- [Instructions for the task] Emit the data below verbatim, stripping out any pictures.
-- Start of Material supplied --
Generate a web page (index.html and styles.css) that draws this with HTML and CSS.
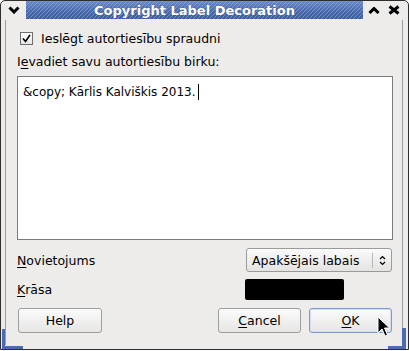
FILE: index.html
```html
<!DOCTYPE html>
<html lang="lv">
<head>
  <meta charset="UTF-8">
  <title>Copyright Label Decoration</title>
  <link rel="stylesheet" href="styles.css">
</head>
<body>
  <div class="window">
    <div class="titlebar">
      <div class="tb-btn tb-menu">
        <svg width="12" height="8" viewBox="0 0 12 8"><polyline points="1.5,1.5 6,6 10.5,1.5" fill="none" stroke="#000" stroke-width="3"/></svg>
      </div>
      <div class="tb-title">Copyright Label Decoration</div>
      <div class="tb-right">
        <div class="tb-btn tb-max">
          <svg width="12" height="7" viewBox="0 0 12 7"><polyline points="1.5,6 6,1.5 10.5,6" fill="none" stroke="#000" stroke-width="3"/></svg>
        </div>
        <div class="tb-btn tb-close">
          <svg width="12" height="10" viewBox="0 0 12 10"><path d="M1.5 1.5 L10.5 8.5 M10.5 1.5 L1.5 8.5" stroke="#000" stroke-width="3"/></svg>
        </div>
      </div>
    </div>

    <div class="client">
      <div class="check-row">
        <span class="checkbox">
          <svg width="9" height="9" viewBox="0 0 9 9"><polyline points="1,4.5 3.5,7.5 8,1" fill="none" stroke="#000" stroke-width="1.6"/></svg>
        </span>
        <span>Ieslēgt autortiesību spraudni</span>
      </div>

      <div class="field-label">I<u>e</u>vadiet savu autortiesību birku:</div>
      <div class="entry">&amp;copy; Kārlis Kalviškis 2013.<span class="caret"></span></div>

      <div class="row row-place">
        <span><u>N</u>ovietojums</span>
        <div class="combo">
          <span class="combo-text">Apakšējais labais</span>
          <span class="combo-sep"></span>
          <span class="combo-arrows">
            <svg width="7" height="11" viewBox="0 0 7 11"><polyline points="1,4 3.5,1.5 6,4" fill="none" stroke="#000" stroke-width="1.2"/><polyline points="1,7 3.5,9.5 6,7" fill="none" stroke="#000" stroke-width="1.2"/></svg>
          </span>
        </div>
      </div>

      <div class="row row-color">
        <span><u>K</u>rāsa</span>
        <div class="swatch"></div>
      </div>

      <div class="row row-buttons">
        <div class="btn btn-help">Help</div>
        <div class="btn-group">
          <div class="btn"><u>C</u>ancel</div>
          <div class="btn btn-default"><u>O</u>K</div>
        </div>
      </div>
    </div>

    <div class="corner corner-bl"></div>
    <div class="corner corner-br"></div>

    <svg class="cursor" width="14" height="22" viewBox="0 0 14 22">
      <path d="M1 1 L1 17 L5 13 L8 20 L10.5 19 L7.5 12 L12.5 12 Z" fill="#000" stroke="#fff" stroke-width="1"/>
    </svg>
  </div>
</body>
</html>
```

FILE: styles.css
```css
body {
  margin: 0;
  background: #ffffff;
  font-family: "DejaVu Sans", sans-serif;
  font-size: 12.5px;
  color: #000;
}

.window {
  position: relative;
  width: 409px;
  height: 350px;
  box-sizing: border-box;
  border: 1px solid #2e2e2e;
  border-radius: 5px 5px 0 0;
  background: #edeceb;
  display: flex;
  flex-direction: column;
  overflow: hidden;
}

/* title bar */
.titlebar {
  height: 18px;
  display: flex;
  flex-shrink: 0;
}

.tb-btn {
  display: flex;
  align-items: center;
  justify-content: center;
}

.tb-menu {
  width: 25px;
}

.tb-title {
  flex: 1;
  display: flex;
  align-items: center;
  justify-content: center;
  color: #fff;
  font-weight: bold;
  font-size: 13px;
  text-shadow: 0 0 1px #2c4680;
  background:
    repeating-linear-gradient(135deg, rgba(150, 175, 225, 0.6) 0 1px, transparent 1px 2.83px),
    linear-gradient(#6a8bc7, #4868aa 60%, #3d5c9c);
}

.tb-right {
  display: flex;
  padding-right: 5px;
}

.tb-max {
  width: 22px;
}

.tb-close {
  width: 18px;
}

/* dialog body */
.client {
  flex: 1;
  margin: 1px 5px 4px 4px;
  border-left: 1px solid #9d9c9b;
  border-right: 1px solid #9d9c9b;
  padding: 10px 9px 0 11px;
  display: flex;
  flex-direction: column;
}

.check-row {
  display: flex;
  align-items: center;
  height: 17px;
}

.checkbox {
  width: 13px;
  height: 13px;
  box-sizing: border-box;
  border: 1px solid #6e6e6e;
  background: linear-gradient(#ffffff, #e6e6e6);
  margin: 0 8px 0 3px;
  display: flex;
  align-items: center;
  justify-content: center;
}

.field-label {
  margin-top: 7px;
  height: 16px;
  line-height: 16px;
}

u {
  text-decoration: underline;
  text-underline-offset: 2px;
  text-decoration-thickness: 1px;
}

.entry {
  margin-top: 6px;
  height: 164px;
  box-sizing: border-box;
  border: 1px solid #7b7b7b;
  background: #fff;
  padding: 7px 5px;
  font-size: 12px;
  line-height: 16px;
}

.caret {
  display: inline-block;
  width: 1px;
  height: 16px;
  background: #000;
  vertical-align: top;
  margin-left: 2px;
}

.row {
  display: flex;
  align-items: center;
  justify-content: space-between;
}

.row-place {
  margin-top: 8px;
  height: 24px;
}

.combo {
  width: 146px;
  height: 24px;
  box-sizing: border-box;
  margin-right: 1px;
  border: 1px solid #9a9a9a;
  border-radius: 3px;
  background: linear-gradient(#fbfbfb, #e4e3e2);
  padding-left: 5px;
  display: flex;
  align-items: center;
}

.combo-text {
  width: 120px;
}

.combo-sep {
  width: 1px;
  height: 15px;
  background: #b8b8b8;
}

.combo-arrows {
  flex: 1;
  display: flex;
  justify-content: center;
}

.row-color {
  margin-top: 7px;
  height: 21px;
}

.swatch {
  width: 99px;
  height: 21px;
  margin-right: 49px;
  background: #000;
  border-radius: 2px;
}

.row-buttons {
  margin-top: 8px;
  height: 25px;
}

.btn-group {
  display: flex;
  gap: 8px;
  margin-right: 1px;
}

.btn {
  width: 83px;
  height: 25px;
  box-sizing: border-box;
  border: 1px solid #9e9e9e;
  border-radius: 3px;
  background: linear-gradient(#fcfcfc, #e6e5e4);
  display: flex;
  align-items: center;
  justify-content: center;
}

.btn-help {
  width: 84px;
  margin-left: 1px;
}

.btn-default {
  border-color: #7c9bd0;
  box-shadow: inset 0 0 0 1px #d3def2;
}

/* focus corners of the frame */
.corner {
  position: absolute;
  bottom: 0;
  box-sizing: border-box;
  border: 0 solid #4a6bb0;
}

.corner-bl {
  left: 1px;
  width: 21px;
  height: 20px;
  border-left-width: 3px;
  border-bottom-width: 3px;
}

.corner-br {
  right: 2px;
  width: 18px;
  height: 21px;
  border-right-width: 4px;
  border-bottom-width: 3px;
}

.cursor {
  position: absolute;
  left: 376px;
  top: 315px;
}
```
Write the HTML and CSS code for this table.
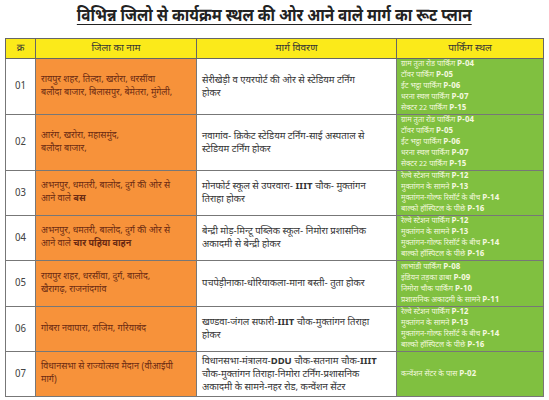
-- End of Material supplied --
- [Final result]
Generate a web page (index.html and styles.css) that draws this with HTML and CSS.
FILE: index.html
```html
<!DOCTYPE html>
<html lang="lv">
<head>
  <meta charset="UTF-8">
  <title>Copyright Label Decoration</title>
  <link rel="stylesheet" href="styles.css">
</head>
<body>
  <div class="window">
    <div class="titlebar">
      <div class="tb-btn tb-menu">
        <svg width="12" height="8" viewBox="0 0 12 8"><polyline points="1.5,1.5 6,6 10.5,1.5" fill="none" stroke="#000" stroke-width="3"/></svg>
      </div>
      <div class="tb-title">Copyright Label Decoration</div>
      <div class="tb-right">
        <div class="tb-btn tb-max">
          <svg width="12" height="7" viewBox="0 0 12 7"><polyline points="1.5,6 6,1.5 10.5,6" fill="none" stroke="#000" stroke-width="3"/></svg>
        </div>
        <div class="tb-btn tb-close">
          <svg width="12" height="10" viewBox="0 0 12 10"><path d="M1.5 1.5 L10.5 8.5 M10.5 1.5 L1.5 8.5" stroke="#000" stroke-width="3"/></svg>
        </div>
      </div>
    </div>

    <div class="client">
      <div class="check-row">
        <span class="checkbox">
          <svg width="9" height="9" viewBox="0 0 9 9"><polyline points="1,4.5 3.5,7.5 8,1" fill="none" stroke="#000" stroke-width="1.6"/></svg>
        </span>
        <span>Ieslēgt autortiesību spraudni</span>
      </div>

      <div class="field-label">I<u>e</u>vadiet savu autortiesību birku:</div>
      <div class="entry">&amp;copy; Kārlis Kalviškis 2013.<span class="caret"></span></div>

      <div class="row row-place">
        <span><u>N</u>ovietojums</span>
        <div class="combo">
          <span class="combo-text">Apakšējais labais</span>
          <span class="combo-sep"></span>
          <span class="combo-arrows">
            <svg width="7" height="11" viewBox="0 0 7 11"><polyline points="1,4 3.5,1.5 6,4" fill="none" stroke="#000" stroke-width="1.2"/><polyline points="1,7 3.5,9.5 6,7" fill="none" stroke="#000" stroke-width="1.2"/></svg>
          </span>
        </div>
      </div>

      <div class="row row-color">
        <span><u>K</u>rāsa</span>
        <div class="swatch"></div>
      </div>

      <div class="row row-buttons">
        <div class="btn btn-help">Help</div>
        <div class="btn-group">
          <div class="btn"><u>C</u>ancel</div>
          <div class="btn btn-default"><u>O</u>K</div>
        </div>
      </div>
    </div>

    <div class="corner corner-bl"></div>
    <div class="corner corner-br"></div>

    <svg class="cursor" width="14" height="22" viewBox="0 0 14 22">
      <path d="M1 1 L1 17 L5 13 L8 20 L10.5 19 L7.5 12 L12.5 12 Z" fill="#000" stroke="#fff" stroke-width="1"/>
    </svg>
  </div>
</body>
</html>
```

FILE: styles.css
```css
body {
  margin: 0;
  background: #ffffff;
  font-family: "DejaVu Sans", sans-serif;
  font-size: 12.5px;
  color: #000;
}

.window {
  position: relative;
  width: 409px;
  height: 350px;
  box-sizing: border-box;
  border: 1px solid #2e2e2e;
  border-radius: 5px 5px 0 0;
  background: #edeceb;
  display: flex;
  flex-direction: column;
  overflow: hidden;
}

/* title bar */
.titlebar {
  height: 18px;
  display: flex;
  flex-shrink: 0;
}

.tb-btn {
  display: flex;
  align-items: center;
  justify-content: center;
}

.tb-menu {
  width: 25px;
}

.tb-title {
  flex: 1;
  display: flex;
  align-items: center;
  justify-content: center;
  color: #fff;
  font-weight: bold;
  font-size: 13px;
  text-shadow: 0 0 1px #2c4680;
  background:
    repeating-linear-gradient(135deg, rgba(150, 175, 225, 0.6) 0 1px, transparent 1px 2.83px),
    linear-gradient(#6a8bc7, #4868aa 60%, #3d5c9c);
}

.tb-right {
  display: flex;
  padding-right: 5px;
}

.tb-max {
  width: 22px;
}

.tb-close {
  width: 18px;
}

/* dialog body */
.client {
  flex: 1;
  margin: 1px 5px 4px 4px;
  border-left: 1px solid #9d9c9b;
  border-right: 1px solid #9d9c9b;
  padding: 10px 9px 0 11px;
  display: flex;
  flex-direction: column;
}

.check-row {
  display: flex;
  align-items: center;
  height: 17px;
}

.checkbox {
  width: 13px;
  height: 13px;
  box-sizing: border-box;
  border: 1px solid #6e6e6e;
  background: linear-gradient(#ffffff, #e6e6e6);
  margin: 0 8px 0 3px;
  display: flex;
  align-items: center;
  justify-content: center;
}

.field-label {
  margin-top: 7px;
  height: 16px;
  line-height: 16px;
}

u {
  text-decoration: underline;
  text-underline-offset: 2px;
  text-decoration-thickness: 1px;
}

.entry {
  margin-top: 6px;
  height: 164px;
  box-sizing: border-box;
  border: 1px solid #7b7b7b;
  background: #fff;
  padding: 7px 5px;
  font-size: 12px;
  line-height: 16px;
}

.caret {
  display: inline-block;
  width: 1px;
  height: 16px;
  background: #000;
  vertical-align: top;
  margin-left: 2px;
}

.row {
  display: flex;
  align-items: center;
  justify-content: space-between;
}

.row-place {
  margin-top: 8px;
  height: 24px;
}

.combo {
  width: 146px;
  height: 24px;
  box-sizing: border-box;
  margin-right: 1px;
  border: 1px solid #9a9a9a;
  border-radius: 3px;
  background: linear-gradient(#fbfbfb, #e4e3e2);
  padding-left: 5px;
  display: flex;
  align-items: center;
}

.combo-text {
  width: 120px;
}

.combo-sep {
  width: 1px;
  height: 15px;
  background: #b8b8b8;
}

.combo-arrows {
  flex: 1;
  display: flex;
  justify-content: center;
}

.row-color {
  margin-top: 7px;
  height: 21px;
}

.swatch {
  width: 99px;
  height: 21px;
  margin-right: 49px;
  background: #000;
  border-radius: 2px;
}

.row-buttons {
  margin-top: 8px;
  height: 25px;
}

.btn-group {
  display: flex;
  gap: 8px;
  margin-right: 1px;
}

.btn {
  width: 83px;
  height: 25px;
  box-sizing: border-box;
  border: 1px solid #9e9e9e;
  border-radius: 3px;
  background: linear-gradient(#fcfcfc, #e6e5e4);
  display: flex;
  align-items: center;
  justify-content: center;
}

.btn-help {
  width: 84px;
  margin-left: 1px;
}

.btn-default {
  border-color: #7c9bd0;
  box-shadow: inset 0 0 0 1px #d3def2;
}

/* focus corners of the frame */
.corner {
  position: absolute;
  bottom: 0;
  box-sizing: border-box;
  border: 0 solid #4a6bb0;
}

.corner-bl {
  left: 1px;
  width: 21px;
  height: 20px;
  border-left-width: 3px;
  border-bottom-width: 3px;
}

.corner-br {
  right: 2px;
  width: 18px;
  height: 21px;
  border-right-width: 4px;
  border-bottom-width: 3px;
}

.cursor {
  position: absolute;
  left: 376px;
  top: 315px;
}
```
Write the HTML and CSS code for this table.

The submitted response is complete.